## What the task asks:
Reproduce the listing exactly and skip over any pictures.

## Material provided:
— START —

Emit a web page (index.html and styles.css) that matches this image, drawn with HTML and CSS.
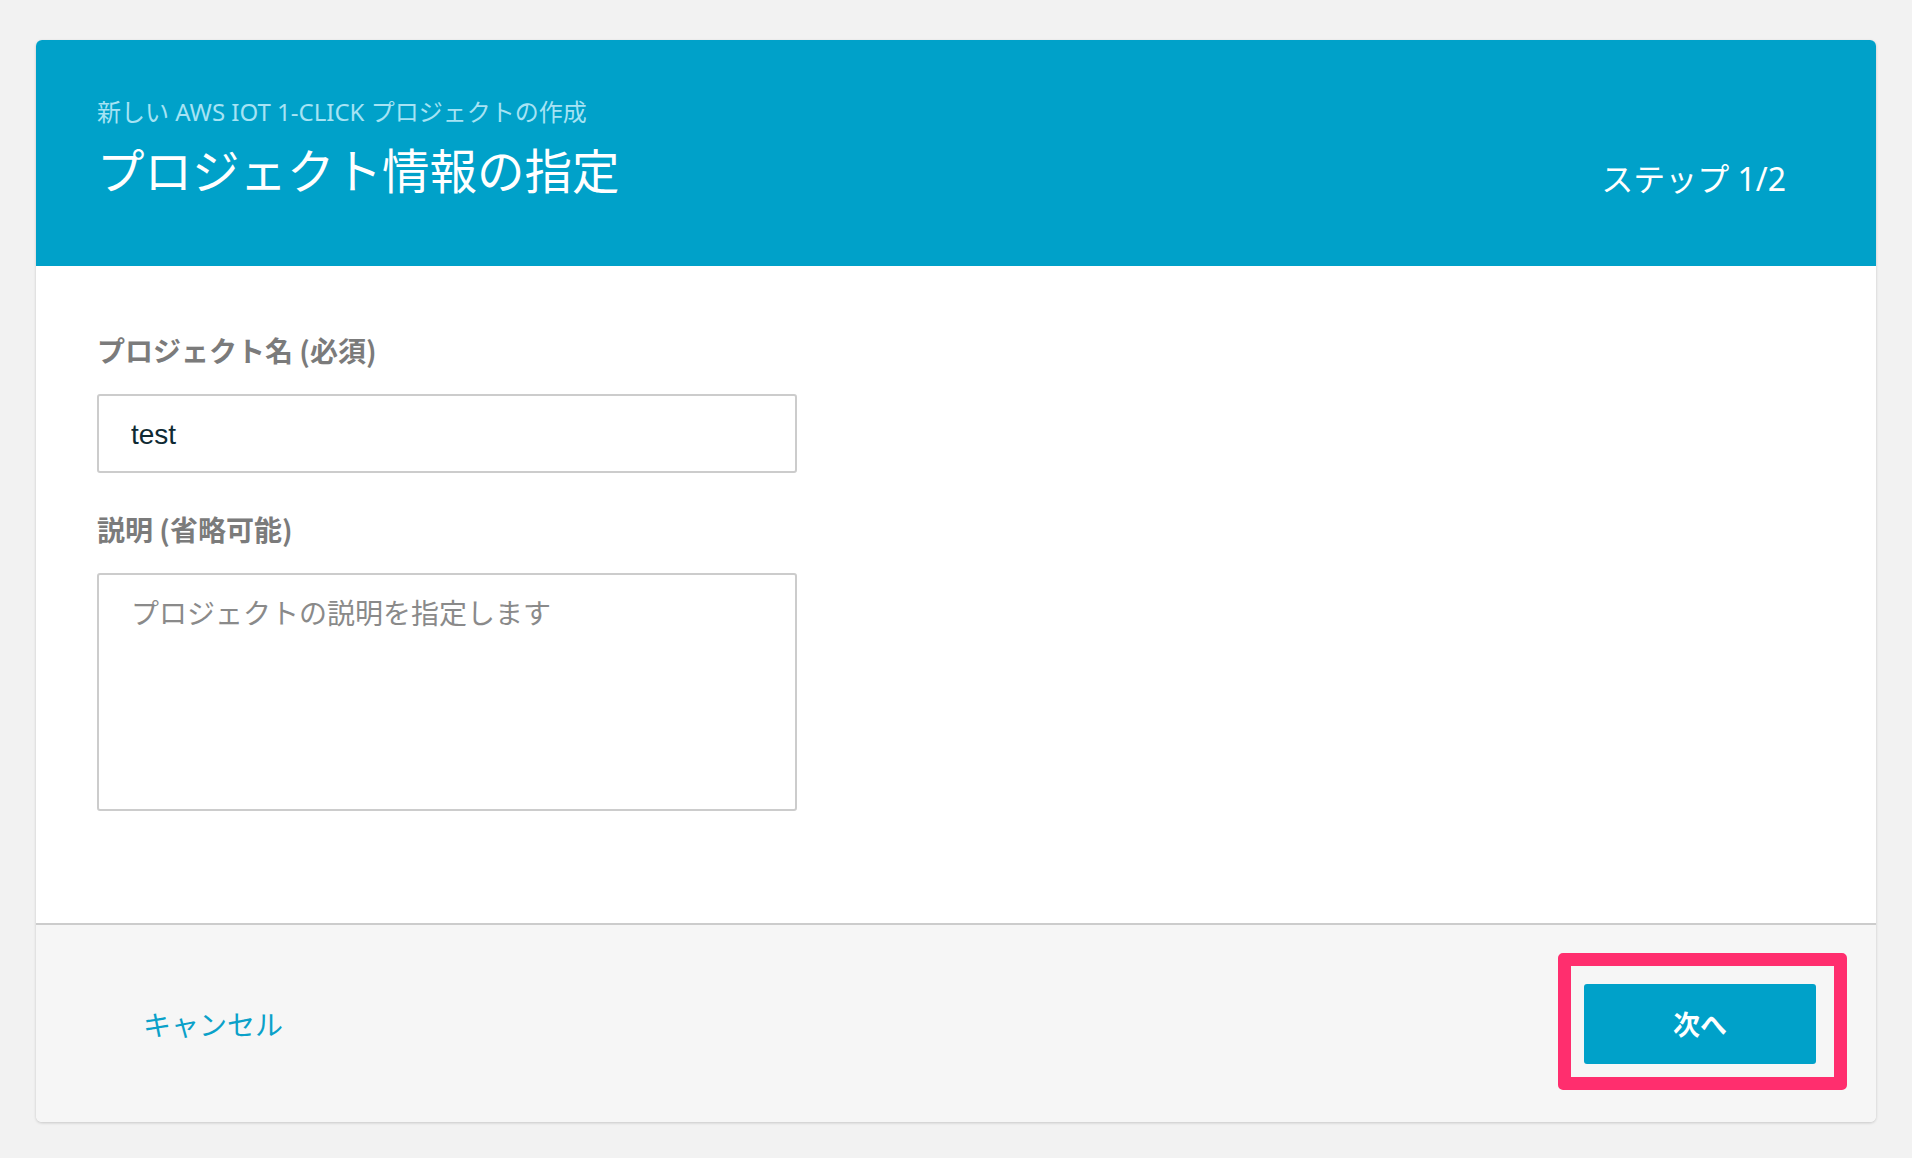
FILE: index.html
```html
<!DOCTYPE html>
<html lang="ja">
<head>
<meta charset="utf-8">
<title>プロジェクト情報の指定</title>
<link rel="stylesheet" href="styles.css">
</head>
<body>
<div class="card">
  <header class="card-header">
    <div class="titles">
      <div class="subtitle">新しい AWS IOT 1-CLICK プロジェクトの作成</div>
      <h1 class="title">プロジェクト情報の指定</h1>
    </div>
    <div class="step">ステップ 1/2</div>
  </header>
  <main class="card-body">
    <label class="label" for="name">プロジェクト名 (必須)</label>
    <input class="input" id="name" type="text" value="test">
    <label class="label" for="desc">説明 (省略可能)</label>
    <textarea class="textarea" id="desc" placeholder="プロジェクトの説明を指定します"></textarea>
  </main>
  <footer class="card-footer">
    <button class="btn-link" type="button">キャンセル</button>
    <span class="highlight">
      <button class="btn-primary" type="button">次へ</button>
    </span>
  </footer>
</div>
</body>
</html>
```

FILE: styles.css
```css
* { box-sizing: border-box; }

html, body {
  margin: 0;
  padding: 0;
}

body {
  background: #f2f2f2;
  padding: 40px 36px 36px;
  font-family: "Noto Sans", "Noto Sans CJK JP", sans-serif;
}

.card {
  background: #ffffff;
  border-radius: 6px;
  overflow: hidden;
  box-shadow: 0 1px 3px rgba(0, 0, 0, 0.18);
}

.card-header {
  background: #00a1c9;
  height: 226px;
  padding: 56px 90px 0 61px;
  display: flex;
  justify-content: space-between;
  align-items: flex-start;
}

.subtitle {
  color: #a6e3f4;
  font-size: 24px;
  line-height: 32px;
}

.title {
  margin: 12px 0 0;
  color: #ffffff;
  font-weight: 400;
  font-size: 47.5px;
  line-height: 58px;
  font-family: "Noto Sans CJK JP", sans-serif;
}

.step {
  margin-top: 62px;
  color: #ffffff;
  font-size: 32px;
  line-height: 42px;
  font-family: "Noto Sans", "Noto Sans CJK JP", sans-serif;
}

.card-body {
  padding: 66px 61px 112px;
  display: flex;
  flex-direction: column;
  align-items: flex-start;
}

.label {
  color: #7b7b7b;
  font-weight: 700;
  font-size: 28px;
  line-height: 36px;
  margin-bottom: 26px;
  font-family: "Noto Sans CJK JP", sans-serif;
}

.input,
.textarea {
  width: 700px;
  border: 2px solid #cccccc;
  border-radius: 3px;
  background: #ffffff;
  font-size: 28px;
  color: #0f2a33;
  padding: 0 32px;
  outline: none;
  font-family: "Liberation Sans", "Noto Sans CJK JP", sans-serif;
}

.input {
  height: 79px;
  padding-top: 3px;
  margin-bottom: 38px;
}

.textarea {
  height: 238px;
  padding-top: 17px;
  line-height: 40px;
  resize: none;
  font-family: "Noto Sans CJK JP", sans-serif;
}

.textarea::placeholder {
  color: #8a8a8a;
}

.card-footer {
  background: #f6f6f6;
  border-top: 2px solid #cccccc;
  height: 199px;
  padding: 0 60px;
  display: flex;
  justify-content: space-between;
  align-items: center;
}

.btn-link {
  background: none;
  border: none;
  padding: 0 47px;
  color: #0aa1c9;
  font-size: 28px;
  line-height: 40px;
  font-family: "Noto Sans CJK JP", sans-serif;
  cursor: pointer;
}

.highlight {
  position: relative;
  display: inline-flex;
}

.highlight::after {
  content: "";
  position: absolute;
  top: -31px;
  left: -26px;
  right: -31px;
  bottom: -26px;
  border: 13px solid #ff2e6e;
  border-radius: 5px;
  pointer-events: none;
}

.btn-primary {
  width: 232px;
  height: 80px;
  border: none;
  border-radius: 3px;
  background: #00a1c9;
  color: #ffffff;
  font-weight: 700;
  font-size: 27px;
  font-family: "Noto Sans CJK JP", sans-serif;
  cursor: pointer;
}
```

— END —

## Solution to this exercise:
Emit a web page (index.html and styles.css) that matches this image, drawn with HTML and CSS.
FILE: index.html
```html
<!DOCTYPE html>
<html lang="ja">
<head>
<meta charset="utf-8">
<title>プロジェクト情報の指定</title>
<link rel="stylesheet" href="styles.css">
</head>
<body>
<div class="card">
  <header class="card-header">
    <div class="titles">
      <div class="subtitle">新しい AWS IOT 1-CLICK プロジェクトの作成</div>
      <h1 class="title">プロジェクト情報の指定</h1>
    </div>
    <div class="step">ステップ 1/2</div>
  </header>
  <main class="card-body">
    <label class="label" for="name">プロジェクト名 (必須)</label>
    <input class="input" id="name" type="text" value="test">
    <label class="label" for="desc">説明 (省略可能)</label>
    <textarea class="textarea" id="desc" placeholder="プロジェクトの説明を指定します"></textarea>
  </main>
  <footer class="card-footer">
    <button class="btn-link" type="button">キャンセル</button>
    <span class="highlight">
      <button class="btn-primary" type="button">次へ</button>
    </span>
  </footer>
</div>
</body>
</html>
```

FILE: styles.css
```css
* { box-sizing: border-box; }

html, body {
  margin: 0;
  padding: 0;
}

body {
  background: #f2f2f2;
  padding: 40px 36px 36px;
  font-family: "Noto Sans", "Noto Sans CJK JP", sans-serif;
}

.card {
  background: #ffffff;
  border-radius: 6px;
  overflow: hidden;
  box-shadow: 0 1px 3px rgba(0, 0, 0, 0.18);
}

.card-header {
  background: #00a1c9;
  height: 226px;
  padding: 56px 90px 0 61px;
  display: flex;
  justify-content: space-between;
  align-items: flex-start;
}

.subtitle {
  color: #a6e3f4;
  font-size: 24px;
  line-height: 32px;
}

.title {
  margin: 12px 0 0;
  color: #ffffff;
  font-weight: 400;
  font-size: 47.5px;
  line-height: 58px;
  font-family: "Noto Sans CJK JP", sans-serif;
}

.step {
  margin-top: 62px;
  color: #ffffff;
  font-size: 32px;
  line-height: 42px;
  font-family: "Noto Sans", "Noto Sans CJK JP", sans-serif;
}

.card-body {
  padding: 66px 61px 112px;
  display: flex;
  flex-direction: column;
  align-items: flex-start;
}

.label {
  color: #7b7b7b;
  font-weight: 700;
  font-size: 28px;
  line-height: 36px;
  margin-bottom: 26px;
  font-family: "Noto Sans CJK JP", sans-serif;
}

.input,
.textarea {
  width: 700px;
  border: 2px solid #cccccc;
  border-radius: 3px;
  background: #ffffff;
  font-size: 28px;
  color: #0f2a33;
  padding: 0 32px;
  outline: none;
  font-family: "Liberation Sans", "Noto Sans CJK JP", sans-serif;
}

.input {
  height: 79px;
  padding-top: 3px;
  margin-bottom: 38px;
}

.textarea {
  height: 238px;
  padding-top: 17px;
  line-height: 40px;
  resize: none;
  font-family: "Noto Sans CJK JP", sans-serif;
}

.textarea::placeholder {
  color: #8a8a8a;
}

.card-footer {
  background: #f6f6f6;
  border-top: 2px solid #cccccc;
  height: 199px;
  padding: 0 60px;
  display: flex;
  justify-content: space-between;
  align-items: center;
}

.btn-link {
  background: none;
  border: none;
  padding: 0 47px;
  color: #0aa1c9;
  font-size: 28px;
  line-height: 40px;
  font-family: "Noto Sans CJK JP", sans-serif;
  cursor: pointer;
}

.highlight {
  position: relative;
  display: inline-flex;
}

.highlight::after {
  content: "";
  position: absolute;
  top: -31px;
  left: -26px;
  right: -31px;
  bottom: -26px;
  border: 13px solid #ff2e6e;
  border-radius: 5px;
  pointer-events: none;
}

.btn-primary {
  width: 232px;
  height: 80px;
  border: none;
  border-radius: 3px;
  background: #00a1c9;
  color: #ffffff;
  font-weight: 700;
  font-size: 27px;
  font-family: "Noto Sans CJK JP", sans-serif;
  cursor: pointer;
}
```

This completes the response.